3. What credit score do I need for debt consolidation?
A credit score of 670 or higher significantly increases your chances of approval and qualifies you for lower interest rates. However, some lenders cater to individuals with lower credit scores, albeit with potentially higher interest rates.
4. How does debt consolidation affect my credit score?
Initially, debt consolidation might slightly lower your credit score due to the hard inquiry on your credit report and the opening of a new account. However, over time, responsible repayment can improve your credit score by simplifying your finances and demonstrating your ability to manage debt.
5. Are there risks associated with debt consolidation?
Yes, there are risks. If you fail to make timely payments on your debt consolidation loan, your credit score will be negatively affected, and you could face late fees and potentially default on the loan. Furthermore, if you continue to accumulate debt after consolidation, you’ll be in a worse financial situation than before.
6. What is a debt management plan (DMP)?
A DMP is a structured repayment plan offered by non-profit credit counseling agencies. They work with your creditors to lower your interest rates and create a single monthly payment. This is a viable alternative to debt consolidation loans, especially for individuals struggling with debt management.
7. How do I choose the right debt consolidation method?
The best method depends on your individual circumstances, including your credit score, debt amount, income, and financial goals. Consider exploring all options and comparing interest rates, fees, and repayment terms before making a decision.
8. Can I consolidate student loan debt?
Yes, you can consolidate federal student loans through a Direct Consolidation Loan offered by the U.S. Department of Education. You can also consolidate private student loans through refinancing with a private lender. Be sure to understand the potential consequences of consolidating federal loans, such as losing access to certain repayment plans and loan forgiveness programs.
9. What is the difference between debt consolidation and debt settlement?
Debt consolidation involves taking out a new loan to pay off existing debts. Debt settlement, on the other hand, involves negotiating with creditors to pay less than the full amount owed. Debt settlement can severely damage your credit score.
10. How long does it take to see results from debt consolidation?
You’ll see immediate results in terms of simplified payments. However, the long-term benefits, such as a lower total interest paid and improved credit score, will take time and consistent repayment.
11. What if I’m denied a debt consolidation loan?
If you’re denied, analyze the reasons for denial. Improve your credit score, address any outstanding debts, and consider applying with a different lender that caters to individuals with your credit profile. Exploring a DMP might also be a suitable alternative.
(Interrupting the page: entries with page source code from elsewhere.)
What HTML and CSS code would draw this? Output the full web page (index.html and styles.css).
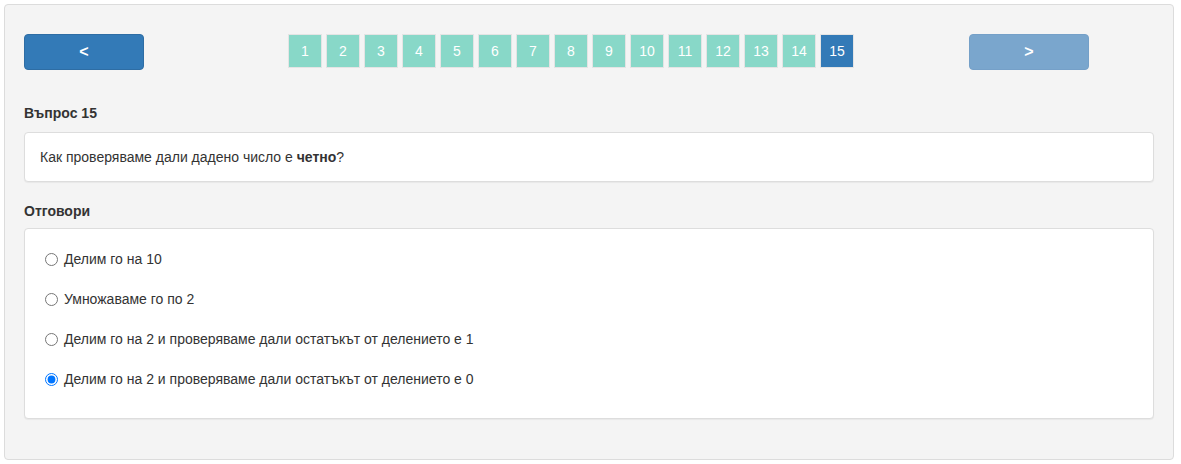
FILE: index.html
```html
<!DOCTYPE html>
<html lang="bg">
<head>
<meta charset="utf-8">
<title>Въпрос 15</title>
<link rel="stylesheet" href="styles.css">
</head>
<body>
<div class="panel">
  <div class="nav">
    <button class="nav-btn" type="button">&lt;</button>
    <div class="pages">
      <span class="page">1</span>
      <span class="page">2</span>
      <span class="page">3</span>
      <span class="page">4</span>
      <span class="page">5</span>
      <span class="page">6</span>
      <span class="page">7</span>
      <span class="page">8</span>
      <span class="page">9</span>
      <span class="page">10</span>
      <span class="page">11</span>
      <span class="page">12</span>
      <span class="page">13</span>
      <span class="page">14</span>
      <span class="page active">15</span>
    </div>
    <button class="nav-btn disabled" type="button">&gt;</button>
  </div>

  <h4 class="label">Въпрос 15</h4>
  <div class="box question"><span>Как проверяваме дали дадено число е <b>четно</b>?</span></div>

  <h4 class="label answers-label">Отговори</h4>
  <div class="box answers">
    <label class="answer"><input type="radio" name="a"> Делим го на 10</label>
    <label class="answer"><input type="radio" name="a"> Умножаваме го по 2</label>
    <label class="answer"><input type="radio" name="a"> Делим го на 2 и проверяваме дали остатъкът от делението е 1</label>
    <label class="answer"><input type="radio" name="a" checked> Делим го на 2 и проверяваме дали остатъкът от делението е 0</label>
  </div>
</div>
</body>
</html>
```

FILE: styles.css
```css
* { box-sizing: border-box; }
html, body { margin: 0; padding: 0; background: #fff; }
body {
  font-family: "Liberation Sans", Arial, sans-serif;
  font-size: 14px;
  color: #333;
  padding: 4px 7px 4px 4px;
}
.panel {
  background: #f4f4f4;
  border: 1px solid #dcdcdc;
  border-radius: 4px;
  padding: 29px 19px 40px 19px;
  height: 456px;
}
.nav {
  display: grid;
  grid-template-columns: 264px 681px 120px;
  align-items: start;
}
.nav-btn {
  width: 120px;
  height: 36px;
  background: #337ab7;
  border: 1px solid #2e6da4;
  border-radius: 4px;
  color: #fff;
  font-family: "Liberation Sans", Arial, sans-serif;
  font-size: 16px;
  font-weight: bold;
  padding: 0;
}
.nav-btn.disabled {
  background: #7aa6cd;
  border-color: #75a0c8;
}
.pages {
  display: flex;
  gap: 4px;
}
.page {
  width: 34px;
  height: 34px;
  background: #88d8c8;
  border: 1px solid #e4e4e4;
  color: #fff;
  font-size: 14px;
  display: flex;
  align-items: center;
  justify-content: center;
}
.page.active {
  background: #337ab7;
}
.label {
  margin: 35px 0 11px;
  font-size: 14px;
  font-weight: bold;
  color: #333;
  line-height: 16px;
}
.answers-label { margin-top: 21px; margin-bottom: 9px; }
.box {
  background: #fff;
  border: 1px solid #dddddd;
  border-radius: 4px;
  box-shadow: 0 1px 1px rgba(0,0,0,0.05);
}
.question {
  height: 50px;
  padding: 0 15px;
  display: flex;
  align-items: center;
}
.question b { font-weight: bold; }
.answers {
  padding: 20px 15px;
  height: 191px;
}
.answer {
  display: flex;
  align-items: center;
  height: 20px;
  margin-bottom: 20px;
  line-height: 20px;
}
.answer input {
  margin: 0 6px 0 5px;
  width: 13px;
  height: 13px;
}
```
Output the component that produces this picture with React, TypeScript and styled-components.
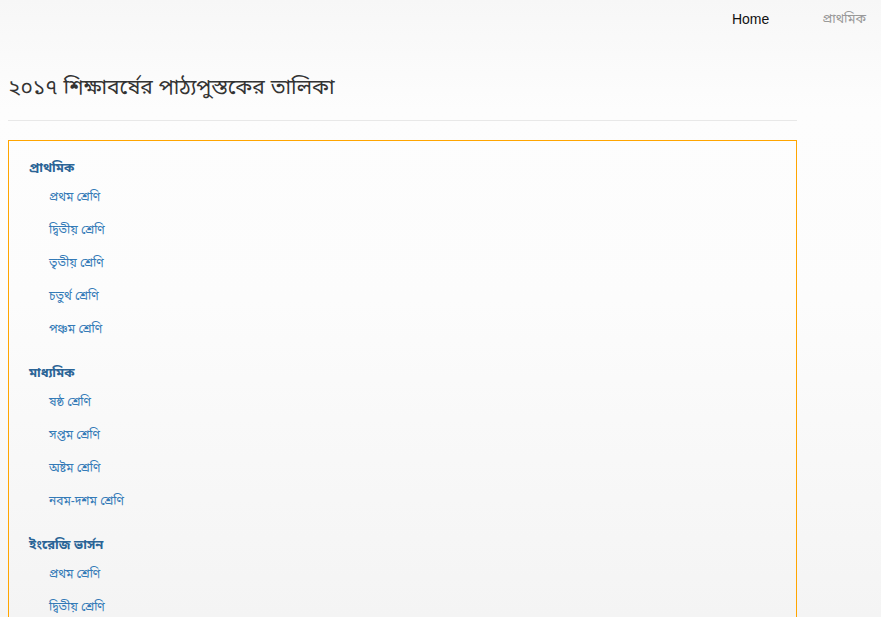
import { createGlobalStyle, styled } from 'styled-components';

const GlobalStyle = createGlobalStyle`
  html, body {
    margin: 0;
    padding: 0;
  }
  body {
    min-height: 617px;
    font-family: "Liberation Sans", "Noto Sans Bengali", "Noto Sans", sans-serif;
    font-size: 14px;
    color: #333;
    background: linear-gradient(to bottom, #f7f7f7 0px, #fdfdfd 110px, #fcfcfc 300px, #f4f4f4 617px);
  }
`;

const sections = [
  {
    title: 'প্রাথমিক',
    items: ['প্রথম শ্রেণি', 'দ্বিতীয় শ্রেণি', 'তৃতীয় শ্রেণি', 'চতুর্থ শ্রেণি', 'পঞ্চম শ্রেণি'],
  },
  {
    title: 'মাধ্যমিক',
    items: ['ষষ্ঠ শ্রেণি', 'সপ্তম শ্রেণি', 'অষ্টম শ্রেণি', 'নবম-দশম শ্রেণি'],
  },
  {
    title: 'ইংরেজি ভার্সন',
    items: ['প্রথম শ্রেণি', 'দ্বিতীয় শ্রেণি', 'তৃতীয় শ্রেণি'],
  },
];

const App = () => {
  return (
    <>
      <GlobalStyle />
      <NavBarS>
        <NavLinkS>Home</NavLinkS>
        <NavLinkS $muted>প্রাথমিক</NavLinkS>
      </NavBarS>
      <PageS>
        <TitleS>২০১৭ শিক্ষাবর্ষের পাঠ্যপুস্তকের তালিকা</TitleS>
        <DividerS />
        <ListBoxS>
          {sections.map((section) => (
            <SectionS key={section.title}>
              <SectionTitleS>{section.title}</SectionTitleS>
              <ItemListS>
                {section.items.map((item) => (
                  <li key={item}>
                    <ItemLinkS href='#'>{item}</ItemLinkS>
                  </li>
                ))}
              </ItemListS>
            </SectionS>
          ))}
        </ListBoxS>
      </PageS>
    </>
  );
};

export default App;

const NavBarS = styled.nav`
  display: flex;
  justify-content: flex-end;
  align-items: center;
  gap: 53px;
  height: 38px;
  padding-right: 15px;
`;

const NavLinkS = styled.a<{ $muted?: boolean }>`
  font-size: ${({ $muted }) => ($muted ? '13px' : '14px')};
  color: ${({ $muted }) => ($muted ? '#999' : '#111')};
  text-decoration: none;
`;

const PageS = styled.main`
  width: 789px;
  padding-left: 8px;
`;

const TitleS = styled.h1`
  margin: 33px 0 0;
  font-size: 21px;
  font-weight: 400;
  line-height: 32px;
  color: #333;
`;

const DividerS = styled.hr`
  margin: 17px 0 19px;
  border: 0;
  border-top: 1px solid #e8e8e8;
`;

const ListBoxS = styled.div`
  border: 1px solid #ffa500;
  border-bottom: 0;
  padding: 14px 20px 0;
  min-height: 480px;
`;

const SectionS = styled.section`
  margin-bottom: 14px;
`;

const SectionTitleS = styled.h4`
  margin: 0;
  font-size: 13px;
  font-weight: 700;
  line-height: 26px;
  color: #2a6496;
`;

const ItemListS = styled.ul`
  list-style: none;
  margin: 0;
  padding: 0 0 0 20px;

  li {
    line-height: 33px;
    font-size: 12px;
  }
`;

const ItemLinkS = styled.a`
  color: #337ab7;
  text-decoration: none;
`;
12. Is debt consolidation a permanent solution to debt problems?
Debt consolidation is a tool, not a permanent solution. It can help you manage your debt more effectively, but it’s crucial to address the underlying spending habits that led to debt accumulation in the first place. Without addressing those habits, you risk falling back into debt even after consolidation. Consider creating a budget, tracking your spending, and seeking financial guidance to ensure long-term financial stability.